Classical Conditioning
A procedure in which a neutral stimulus is repeatedly paired with a stimulus that elicits a reflex or other response until the neutral stimulus alone comes to elicit a similar response.
Unconditioned Stimulus
A stimulus that elicits a response without conditioning
Unconditioned Response
The automatic or unlearned reaction to a stimulus
Conditioned Stimulus
The originally neutral stimulus that, through pairing with the unconditioned stimulus, comes to elicit a conditioned response.
Conditioned Response
The response that the conditioned stimulus elicits
Extinction
The gradual disappearance of operant behavior due to elimination of rewards for that behavior.
Spontaneous Recovery
The reappearance of the conditioned response after extinction and without further pairings of the conditioned and unconditioned stimuli
Stimulus Generalization
A phenomenon in which a conditioned response is elicited by stimuli that are similar but not identical to the conditioned stimulus.
Operant Conditioning
A process through which an organism learns to respond to the environment in a way that produces positive consequences and avoids negative ones
Positive Reinforcers
Stimuli that strengthen a response if they follow that response.
Negative Reinforcers
The removal of unpleasant stimuli, such as pain.
Primary Reinforcers
Reinforcers that meet an organism's basic needs, such as food and water.
Latent Learning
Learning that is not demonstrated at the time it occurs
Observational Learning
Learning how to perform new behaviors by watching others
Encoding
The process of acquiring information and entering it into memory.
Storage
The process of maintaining information in memory over time
Retrieval
The process of recalling information stored in memory
Episodic Memory
Memory of an event that happened while one was present.
Semantic Memory
A type of memory containing generalized knowledge of the world.
Explicit Memory
The process in which people intentionally try to remember something
Implicit Memory
The unintentional influence of prior experiences
Maintenance Rehearsal
Repeating information over and over to keep it active in short-term memory.
Elaborative Rehearsal
A memorization method that involves thinking about how new information relates to information already stored in long-term memory.

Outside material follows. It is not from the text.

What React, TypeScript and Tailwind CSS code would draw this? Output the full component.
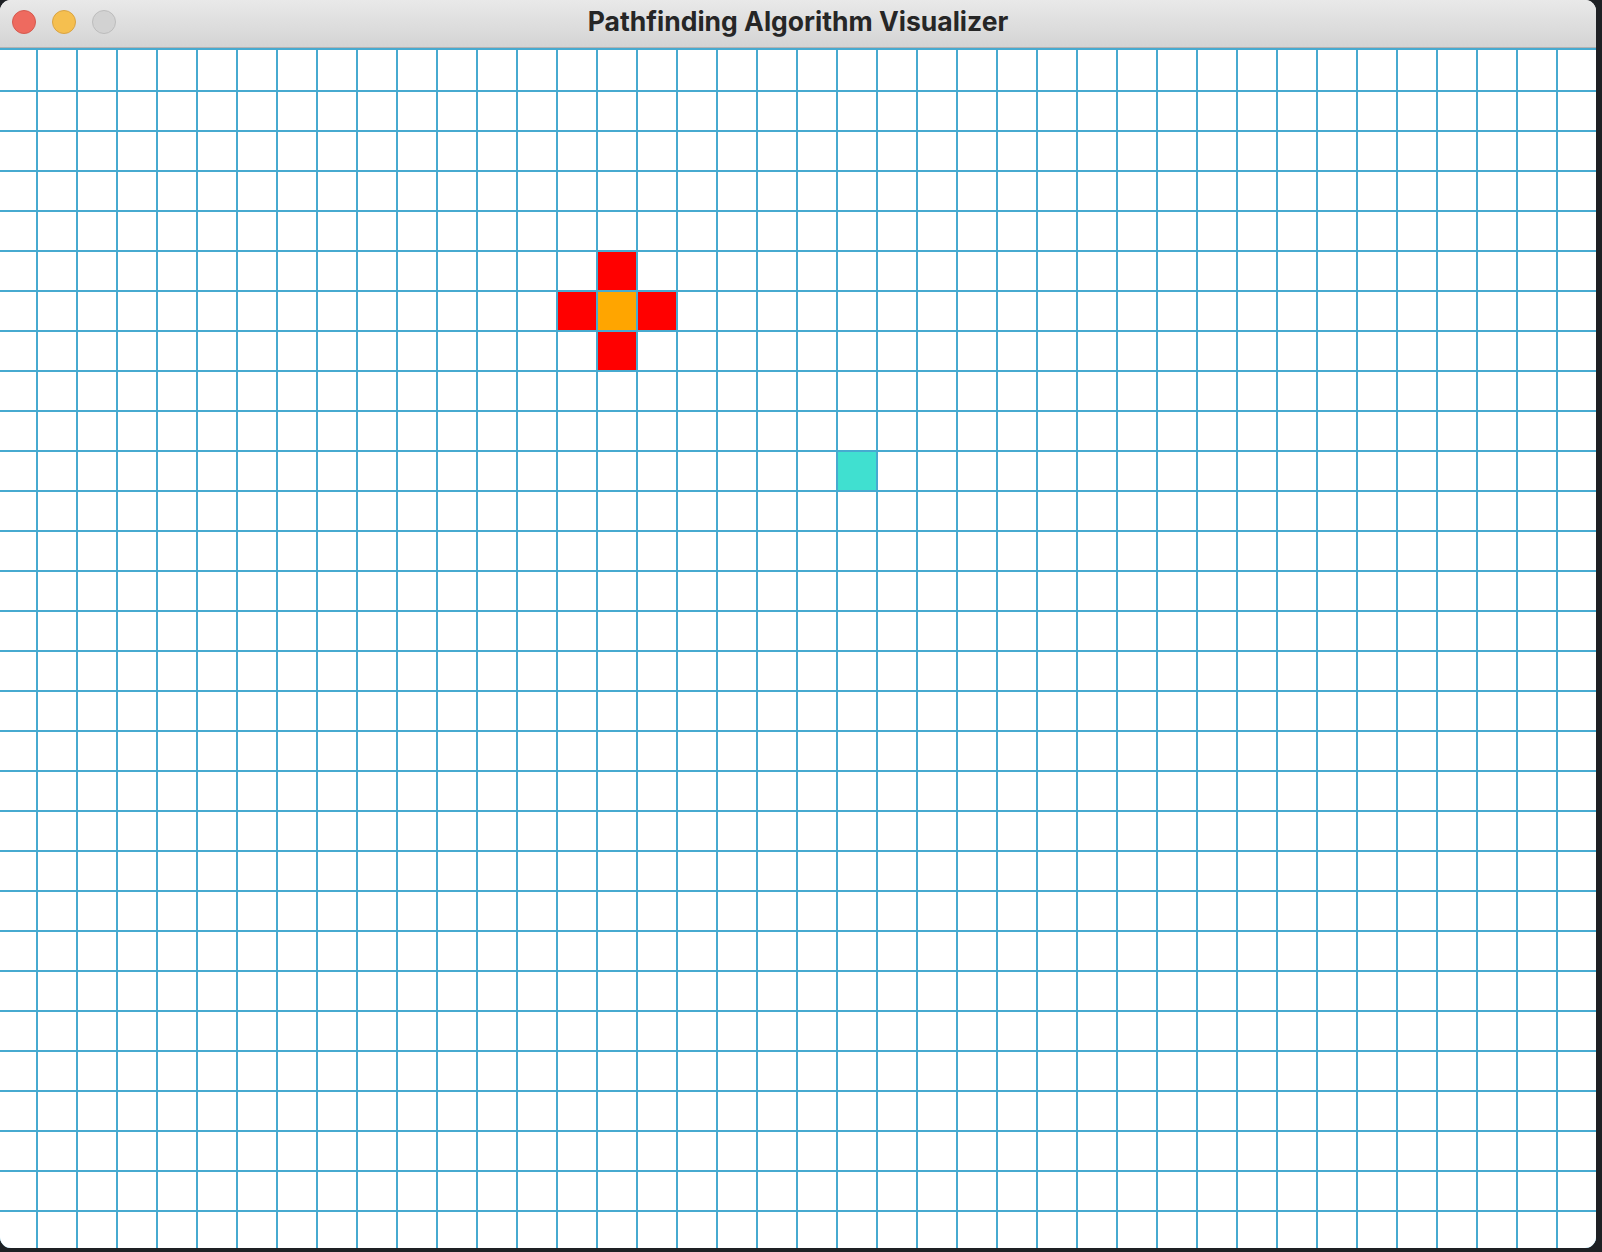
import React from "react";

const COLS = 40;
const ROWS = 30;

const special: Record<string, string> = {
  "5-15": "bg-[#ff0000]",
  "6-14": "bg-[#ff0000]",
  "6-15": "bg-[#ffa500]",
  "6-16": "bg-[#ff0000]",
  "7-15": "bg-[#ff0000]",
  "10-21": "bg-[#40e0d0]",
};

export default function App() {
  const cells: React.ReactNode[] = [];
  for (let r = 0; r < ROWS; r++) {
    for (let c = 0; c < COLS; c++) {
      const cls = special[`${r}-${c}`] ?? "bg-white";
      cells.push(<div key={`${r}-${c}`} className={cls} />);
    }
  }
  return (
    <div className="w-[1602px] h-[1252px] bg-[#1e2024] overflow-hidden">
      <div className="w-[1596px] h-[1248px] rounded-[11px] overflow-hidden bg-white flex flex-col">
        <div className="h-[48px] shrink-0 relative flex items-center justify-center bg-gradient-to-b from-[#e9e9e9] to-[#d4d4d4] border-b border-[#b2b2b2]">
          <div className="absolute left-[12px] top-[10px] flex gap-[16px]">
            <div className="w-[24px] h-[24px] rounded-full bg-[#ee6a5f] border border-[#d45a4f]" />
            <div className="w-[24px] h-[24px] rounded-full bg-[#f5bf4f] border border-[#d8a344]" />
            <div className="w-[24px] h-[24px] rounded-full bg-[#d2d2d2] border border-[#bcbcbc]" />
          </div>
          <span className="text-[26.5px] font-bold text-[#262626] leading-none pb-[4px]" style={{ fontFamily: "Inter, 'Noto Sans', sans-serif" }}>
            Pathfinding Algorithm Visualizer
          </span>
        </div>
        <div className="flex-1 overflow-hidden bg-[#47aad0] pt-[2px]">
          <div className="grid gap-[2px] grid-cols-[36px_repeat(39,38px)] grid-rows-[40px_repeat(29,38px)]">
            {cells}
          </div>
        </div>
      </div>
    </div>
  );
}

Parallel Distributed Processing (Pdp) Models
Memory models in which new experiences change one's overall knowledge base.
Selective Attention
The focusing of mental resources on only part of the stimulus field
Short-Term Memory
The maintenance component of working memory, which holds unrehearsed information for a limited time.
Chunks
Stimuli that are perceived as one unit or as a meaningful grouping of information.
Long-Term Memory
) A relatively long-lasting stage of memory whose capacity to store new information is believed to be unlimited.
Primacy Effect
A characteristic of memory in which recall of the first two or three items in a list is particularly good.
Recency Effect
A characteristic of memory in which recall is particularly good for the last few items in a list.
Context-Dependent Memory
Memory that can be helped or hindered by similarities or differences between the context in which it is learned and the context in which it is recalled.
State-Dependent Memory
Memory that is aided or impeded by a person's internal state.
Anterograde Amnesia
A loss of memory for any event that occurs after a brain injury
Retrograde Amnesia
A loss of memory for events prior to a brain injury.